In 1914, Lasserre broke with Maurras and the Action française. Others in the circle had made much of a crude form of his arguments on romanticism: Louis Reynaud had claimed German romanticism was corrupting of contemporary French culture, and Lasserre was Germanophile and not a subscriber to the nationalist line of the Action française.

He subsequently followed an orthodox academic career.

==Works==

- La Crise chrétienne. Questions d'aujourd'hui, Paris, Perrin, 1891.
- Charles Maurras et la Renaissance classique, Paris, Mercure de France, 1902.
- Les Idées de Nietzsche sur la musique, Paris, Mercure de France, 1905.
- Le Romantisme français. Essai sur la révolution dans les sentiments et dans les idées au XIXe siècle. Thèse présentée à la Faculté des lettres de l'Université de Paris, Paris, Mercure de France, 1907.
- Le crime de Biodos, Paris, Plon-Nourrit et Cie, [1912].
- (with René de Marans), La Doctrine officielle de l'Université. Critique du haut enseignement de l'État. Défense et théorie des humanités classiques, Paris, Mercure de France, 1912.
- Le Germanisme et l'esprit humain, Paris, Champion, 1915.
- Frédéric Mistral. Poète, moraliste, citoyen, Paris, Payot, 1918.
- Les chapelles littéraires : Claudel, Jammes, Péguy, Paris, Garnier et frères, 1920.
- Cinquante ans de pensée française. Le Germanisme et l'esprit humain. Virgile et la guerre. L'École de l'art pour l'art. La Poésie française et le Midi. Les Humanités classiques et la vie nationale, Paris, Plon-Nourrit et Cie, 1922.
- Mes routes, Paris, Plon-Nourrit et Cie, 1924.
- La Jeunesse d'Ernest Renan. Histoire de la crise religieuse au XIXe siècle, Paris, Garnier et frères, 1925.
- La Statue volée. Méditations, Paris, Le Divan, 1927.
- Des romantiques à nous, Paris, La Nouvelle revue critique, 1927.
- Georges Sorel. Théoricien de l'impérialisme: ses idées, son action, Paris, L’Artisan du livre, 1928.
- Faust en France et autres études, Paris, Calmann-Lévy, 1929.
- « Préface », Édouard Krakowski, Une philosophie de l'amour et de la beauté. L'Esthétique de Plotin et son influence, Paris, E. de Boccard, 1929.
- Trente années de vie littéraire. Pages choisies par A. Bilis, préface d'André Bellessort, Paris, Prométhée, 1929.
- Un conflit religieux au XIIe siècle. Abélard contre saint Bernard, Paris, L’Artisan du livre, 1930.
- Mise au point, Paris, L’Artisan du livre, 1931.
- Philosophie du goût musical. Nouvelle édition, suivie de trois études sur Grétry. Rameau, Wagner, Paris, Calmann-Lévy, 1931.
- Lourdes, Saint Sever, D. Chabas, « Villes du sud-ouest », 1933.

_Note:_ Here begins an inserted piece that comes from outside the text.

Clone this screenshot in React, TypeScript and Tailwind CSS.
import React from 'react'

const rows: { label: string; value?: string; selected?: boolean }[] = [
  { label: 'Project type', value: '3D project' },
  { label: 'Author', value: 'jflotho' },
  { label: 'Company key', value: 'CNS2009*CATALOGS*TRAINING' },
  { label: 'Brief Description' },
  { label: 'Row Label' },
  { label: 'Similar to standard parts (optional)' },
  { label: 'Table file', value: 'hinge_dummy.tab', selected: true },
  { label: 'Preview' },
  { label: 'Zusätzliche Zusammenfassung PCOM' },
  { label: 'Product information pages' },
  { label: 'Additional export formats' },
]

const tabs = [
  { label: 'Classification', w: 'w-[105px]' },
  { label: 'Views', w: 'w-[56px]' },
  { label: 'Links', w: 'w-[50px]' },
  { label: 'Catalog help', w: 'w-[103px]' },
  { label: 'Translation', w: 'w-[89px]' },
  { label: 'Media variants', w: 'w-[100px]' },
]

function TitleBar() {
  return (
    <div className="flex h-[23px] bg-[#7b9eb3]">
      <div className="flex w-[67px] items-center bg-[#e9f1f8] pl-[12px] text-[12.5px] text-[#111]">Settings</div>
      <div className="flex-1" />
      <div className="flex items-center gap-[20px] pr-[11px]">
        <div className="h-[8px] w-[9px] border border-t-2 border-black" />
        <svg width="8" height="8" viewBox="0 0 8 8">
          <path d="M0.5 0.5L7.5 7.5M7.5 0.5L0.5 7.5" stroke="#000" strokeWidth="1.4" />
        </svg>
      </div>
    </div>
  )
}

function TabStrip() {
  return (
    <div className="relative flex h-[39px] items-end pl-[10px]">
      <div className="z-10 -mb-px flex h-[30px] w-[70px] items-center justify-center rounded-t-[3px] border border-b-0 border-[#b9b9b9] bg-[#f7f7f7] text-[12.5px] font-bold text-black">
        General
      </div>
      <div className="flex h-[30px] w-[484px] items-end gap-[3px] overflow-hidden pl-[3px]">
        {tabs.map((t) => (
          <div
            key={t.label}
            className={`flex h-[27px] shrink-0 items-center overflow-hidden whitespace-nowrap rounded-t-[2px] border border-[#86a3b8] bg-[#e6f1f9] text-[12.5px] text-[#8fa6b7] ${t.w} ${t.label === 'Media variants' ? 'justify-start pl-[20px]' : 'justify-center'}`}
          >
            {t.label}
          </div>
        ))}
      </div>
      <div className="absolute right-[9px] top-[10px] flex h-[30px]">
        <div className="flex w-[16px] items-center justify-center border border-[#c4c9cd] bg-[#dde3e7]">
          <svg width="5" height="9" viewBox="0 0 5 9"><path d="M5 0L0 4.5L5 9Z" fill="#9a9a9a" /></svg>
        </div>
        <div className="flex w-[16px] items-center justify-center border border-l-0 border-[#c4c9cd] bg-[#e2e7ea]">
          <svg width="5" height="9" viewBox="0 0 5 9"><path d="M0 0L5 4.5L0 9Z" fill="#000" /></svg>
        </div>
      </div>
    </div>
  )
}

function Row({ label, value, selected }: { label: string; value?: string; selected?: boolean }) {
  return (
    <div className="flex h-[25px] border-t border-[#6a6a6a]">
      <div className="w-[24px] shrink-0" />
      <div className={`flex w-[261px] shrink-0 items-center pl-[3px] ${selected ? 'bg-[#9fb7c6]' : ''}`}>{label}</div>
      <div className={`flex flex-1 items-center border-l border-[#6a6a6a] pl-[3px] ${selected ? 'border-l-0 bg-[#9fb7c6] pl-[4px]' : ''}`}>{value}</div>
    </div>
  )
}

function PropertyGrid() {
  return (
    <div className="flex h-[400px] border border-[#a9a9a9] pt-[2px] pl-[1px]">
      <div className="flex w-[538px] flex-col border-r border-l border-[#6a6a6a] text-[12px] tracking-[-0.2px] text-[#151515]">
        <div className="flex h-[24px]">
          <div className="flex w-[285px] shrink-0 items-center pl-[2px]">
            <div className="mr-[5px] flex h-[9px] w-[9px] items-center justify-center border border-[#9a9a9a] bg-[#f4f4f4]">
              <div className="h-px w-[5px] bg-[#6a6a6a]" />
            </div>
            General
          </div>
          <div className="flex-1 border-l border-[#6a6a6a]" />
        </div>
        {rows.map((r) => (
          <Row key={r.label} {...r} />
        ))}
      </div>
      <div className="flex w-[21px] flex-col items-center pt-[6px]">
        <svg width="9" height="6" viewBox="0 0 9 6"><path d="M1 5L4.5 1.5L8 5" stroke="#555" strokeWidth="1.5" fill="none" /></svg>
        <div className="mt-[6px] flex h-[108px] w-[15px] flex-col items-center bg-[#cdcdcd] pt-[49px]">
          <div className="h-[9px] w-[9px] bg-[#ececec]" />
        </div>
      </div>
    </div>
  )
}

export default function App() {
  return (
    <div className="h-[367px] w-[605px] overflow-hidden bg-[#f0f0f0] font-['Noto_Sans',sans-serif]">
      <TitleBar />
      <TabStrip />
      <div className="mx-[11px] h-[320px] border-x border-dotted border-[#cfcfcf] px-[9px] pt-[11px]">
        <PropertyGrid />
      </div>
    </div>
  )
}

Works in English translation
- "Germanism and the Human Mind: The Question," The New Age, Vol. XIX, No. 22, 1916.
- "Germanism and the Human Mind: Some German Accessible to European Mind," The New Age, Vol. XIX, No. 23, 1916.
- "Germanism and the Human Mind: A Characteristic of German Philosophy," The New Age, Vol. XIX, No. 24, 1916.
- "Germanism and the Human Mind: The Position of Kantism," The New Age, Vol. XIX, No. 25, 1916.
- "Germanism and the Human Mind: Subjective Idealism," The New Age, Vol. XIX, No. 26, 1916.
- The Spirit of French Music, Kegan Paul, Trench, Trubner & Co., ltd., 1921.